*** INFORMATION SHOWN ***
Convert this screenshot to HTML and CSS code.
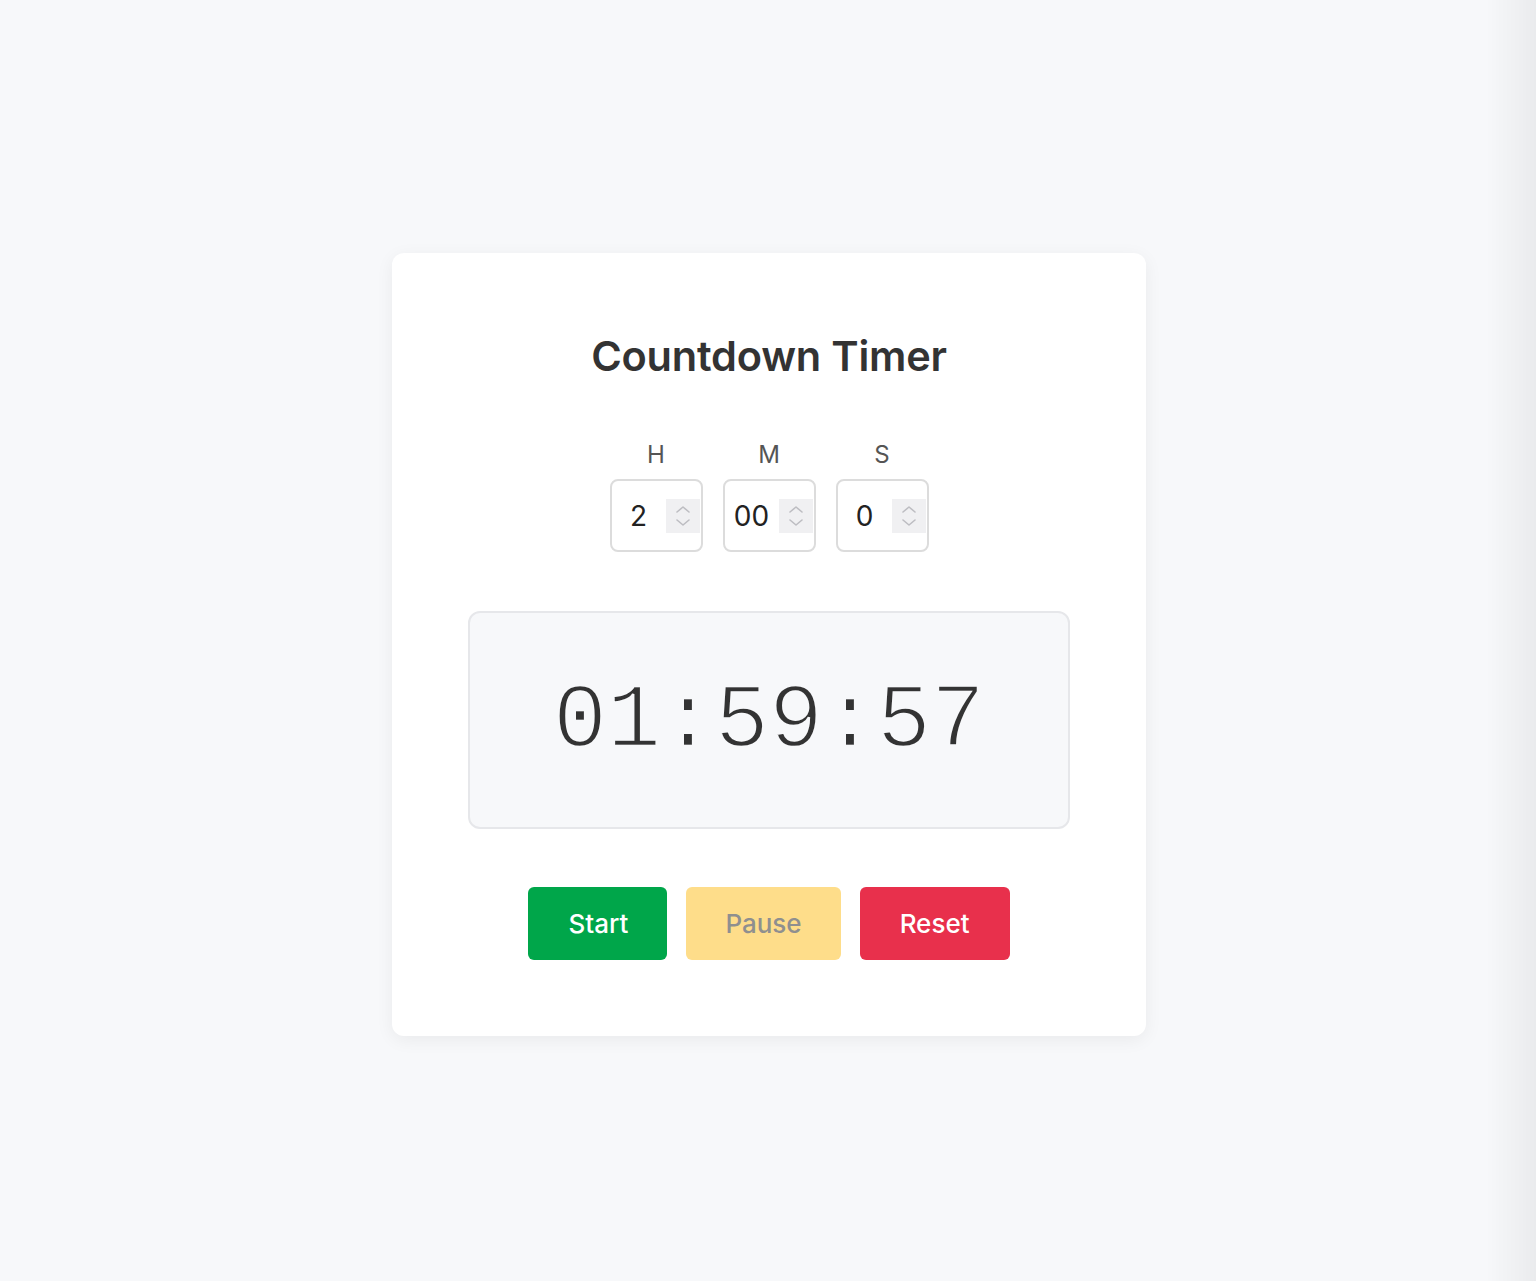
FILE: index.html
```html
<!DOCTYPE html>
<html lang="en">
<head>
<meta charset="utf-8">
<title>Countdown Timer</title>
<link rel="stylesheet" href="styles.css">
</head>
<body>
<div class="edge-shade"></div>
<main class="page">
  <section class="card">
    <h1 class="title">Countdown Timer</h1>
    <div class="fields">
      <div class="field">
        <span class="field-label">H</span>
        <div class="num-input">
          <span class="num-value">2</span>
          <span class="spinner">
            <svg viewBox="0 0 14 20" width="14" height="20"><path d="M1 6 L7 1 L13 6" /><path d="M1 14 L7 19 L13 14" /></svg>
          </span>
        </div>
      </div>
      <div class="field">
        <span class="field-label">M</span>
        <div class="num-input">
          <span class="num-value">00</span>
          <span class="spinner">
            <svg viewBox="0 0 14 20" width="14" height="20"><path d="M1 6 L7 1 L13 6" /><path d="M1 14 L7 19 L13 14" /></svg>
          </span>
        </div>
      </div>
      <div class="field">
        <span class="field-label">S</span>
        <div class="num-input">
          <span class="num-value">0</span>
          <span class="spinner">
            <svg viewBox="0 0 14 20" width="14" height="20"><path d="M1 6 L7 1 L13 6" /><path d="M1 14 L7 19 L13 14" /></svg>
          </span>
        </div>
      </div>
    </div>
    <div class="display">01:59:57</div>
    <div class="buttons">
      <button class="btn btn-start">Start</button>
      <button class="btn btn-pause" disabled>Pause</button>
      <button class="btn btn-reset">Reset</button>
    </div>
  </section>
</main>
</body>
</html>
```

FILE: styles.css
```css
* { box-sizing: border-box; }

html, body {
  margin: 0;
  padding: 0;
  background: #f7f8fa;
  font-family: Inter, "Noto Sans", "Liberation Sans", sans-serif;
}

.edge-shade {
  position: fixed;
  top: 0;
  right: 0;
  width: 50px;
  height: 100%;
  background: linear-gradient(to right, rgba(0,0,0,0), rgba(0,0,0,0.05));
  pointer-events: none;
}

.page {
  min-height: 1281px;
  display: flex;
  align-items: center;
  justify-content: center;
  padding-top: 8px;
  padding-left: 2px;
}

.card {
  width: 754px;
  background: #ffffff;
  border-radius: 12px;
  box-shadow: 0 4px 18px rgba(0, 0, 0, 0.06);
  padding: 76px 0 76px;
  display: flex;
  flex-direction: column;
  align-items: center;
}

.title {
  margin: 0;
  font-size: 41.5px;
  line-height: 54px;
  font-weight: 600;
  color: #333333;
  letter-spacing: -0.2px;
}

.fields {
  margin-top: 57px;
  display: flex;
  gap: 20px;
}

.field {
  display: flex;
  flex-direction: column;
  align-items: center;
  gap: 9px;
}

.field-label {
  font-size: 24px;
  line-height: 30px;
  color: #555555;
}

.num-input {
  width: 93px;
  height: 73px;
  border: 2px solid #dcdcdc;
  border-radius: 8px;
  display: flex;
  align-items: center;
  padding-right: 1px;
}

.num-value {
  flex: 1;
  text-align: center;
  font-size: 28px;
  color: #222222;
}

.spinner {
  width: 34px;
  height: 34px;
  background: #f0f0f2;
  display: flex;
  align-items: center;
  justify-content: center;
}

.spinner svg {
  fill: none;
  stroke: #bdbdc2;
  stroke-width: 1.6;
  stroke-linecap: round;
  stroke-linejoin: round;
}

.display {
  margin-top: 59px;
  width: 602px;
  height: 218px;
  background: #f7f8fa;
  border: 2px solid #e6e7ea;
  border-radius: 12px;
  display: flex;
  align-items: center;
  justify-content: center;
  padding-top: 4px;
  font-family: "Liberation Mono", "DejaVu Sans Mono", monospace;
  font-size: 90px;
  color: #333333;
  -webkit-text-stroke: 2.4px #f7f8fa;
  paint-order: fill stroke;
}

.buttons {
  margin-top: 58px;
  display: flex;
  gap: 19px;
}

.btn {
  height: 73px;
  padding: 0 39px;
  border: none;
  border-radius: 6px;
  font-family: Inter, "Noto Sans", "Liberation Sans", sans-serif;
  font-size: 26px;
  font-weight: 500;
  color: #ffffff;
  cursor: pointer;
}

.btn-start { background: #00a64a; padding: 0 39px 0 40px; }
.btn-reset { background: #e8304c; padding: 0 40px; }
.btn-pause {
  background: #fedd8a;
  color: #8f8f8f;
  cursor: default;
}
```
***
WHAT THE EXERCISE ASKS | Every line of the data above should be quoted exactly. Omit the pictures.

RIGHT ANSWER |
Convert this screenshot to HTML and CSS code.
FILE: index.html
```html
<!DOCTYPE html>
<html lang="en">
<head>
<meta charset="utf-8">
<title>Countdown Timer</title>
<link rel="stylesheet" href="styles.css">
</head>
<body>
<div class="edge-shade"></div>
<main class="page">
  <section class="card">
    <h1 class="title">Countdown Timer</h1>
    <div class="fields">
      <div class="field">
        <span class="field-label">H</span>
        <div class="num-input">
          <span class="num-value">2</span>
          <span class="spinner">
            <svg viewBox="0 0 14 20" width="14" height="20"><path d="M1 6 L7 1 L13 6" /><path d="M1 14 L7 19 L13 14" /></svg>
          </span>
        </div>
      </div>
      <div class="field">
        <span class="field-label">M</span>
        <div class="num-input">
          <span class="num-value">00</span>
          <span class="spinner">
            <svg viewBox="0 0 14 20" width="14" height="20"><path d="M1 6 L7 1 L13 6" /><path d="M1 14 L7 19 L13 14" /></svg>
          </span>
        </div>
      </div>
      <div class="field">
        <span class="field-label">S</span>
        <div class="num-input">
          <span class="num-value">0</span>
          <span class="spinner">
            <svg viewBox="0 0 14 20" width="14" height="20"><path d="M1 6 L7 1 L13 6" /><path d="M1 14 L7 19 L13 14" /></svg>
          </span>
        </div>
      </div>
    </div>
    <div class="display">01:59:57</div>
    <div class="buttons">
      <button class="btn btn-start">Start</button>
      <button class="btn btn-pause" disabled>Pause</button>
      <button class="btn btn-reset">Reset</button>
    </div>
  </section>
</main>
</body>
</html>
```

FILE: styles.css
```css
* { box-sizing: border-box; }

html, body {
  margin: 0;
  padding: 0;
  background: #f7f8fa;
  font-family: Inter, "Noto Sans", "Liberation Sans", sans-serif;
}

.edge-shade {
  position: fixed;
  top: 0;
  right: 0;
  width: 50px;
  height: 100%;
  background: linear-gradient(to right, rgba(0,0,0,0), rgba(0,0,0,0.05));
  pointer-events: none;
}

.page {
  min-height: 1281px;
  display: flex;
  align-items: center;
  justify-content: center;
  padding-top: 8px;
  padding-left: 2px;
}

.card {
  width: 754px;
  background: #ffffff;
  border-radius: 12px;
  box-shadow: 0 4px 18px rgba(0, 0, 0, 0.06);
  padding: 76px 0 76px;
  display: flex;
  flex-direction: column;
  align-items: center;
}

.title {
  margin: 0;
  font-size: 41.5px;
  line-height: 54px;
  font-weight: 600;
  color: #333333;
  letter-spacing: -0.2px;
}

.fields {
  margin-top: 57px;
  display: flex;
  gap: 20px;
}

.field {
  display: flex;
  flex-direction: column;
  align-items: center;
  gap: 9px;
}

.field-label {
  font-size: 24px;
  line-height: 30px;
  color: #555555;
}

.num-input {
  width: 93px;
  height: 73px;
  border: 2px solid #dcdcdc;
  border-radius: 8px;
  display: flex;
  align-items: center;
  padding-right: 1px;
}

.num-value {
  flex: 1;
  text-align: center;
  font-size: 28px;
  color: #222222;
}

.spinner {
  width: 34px;
  height: 34px;
  background: #f0f0f2;
  display: flex;
  align-items: center;
  justify-content: center;
}

.spinner svg {
  fill: none;
  stroke: #bdbdc2;
  stroke-width: 1.6;
  stroke-linecap: round;
  stroke-linejoin: round;
}

.display {
  margin-top: 59px;
  width: 602px;
  height: 218px;
  background: #f7f8fa;
  border: 2px solid #e6e7ea;
  border-radius: 12px;
  display: flex;
  align-items: center;
  justify-content: center;
  padding-top: 4px;
  font-family: "Liberation Mono", "DejaVu Sans Mono", monospace;
  font-size: 90px;
  color: #333333;
  -webkit-text-stroke: 2.4px #f7f8fa;
  paint-order: fill stroke;
}

.buttons {
  margin-top: 58px;
  display: flex;
  gap: 19px;
}

.btn {
  height: 73px;
  padding: 0 39px;
  border: none;
  border-radius: 6px;
  font-family: Inter, "Noto Sans", "Liberation Sans", sans-serif;
  font-size: 26px;
  font-weight: 500;
  color: #ffffff;
  cursor: pointer;
}

.btn-start { background: #00a64a; padding: 0 39px 0 40px; }
.btn-reset { background: #e8304c; padding: 0 40px; }
.btn-pause {
  background: #fedd8a;
  color: #8f8f8f;
  cursor: default;
}
```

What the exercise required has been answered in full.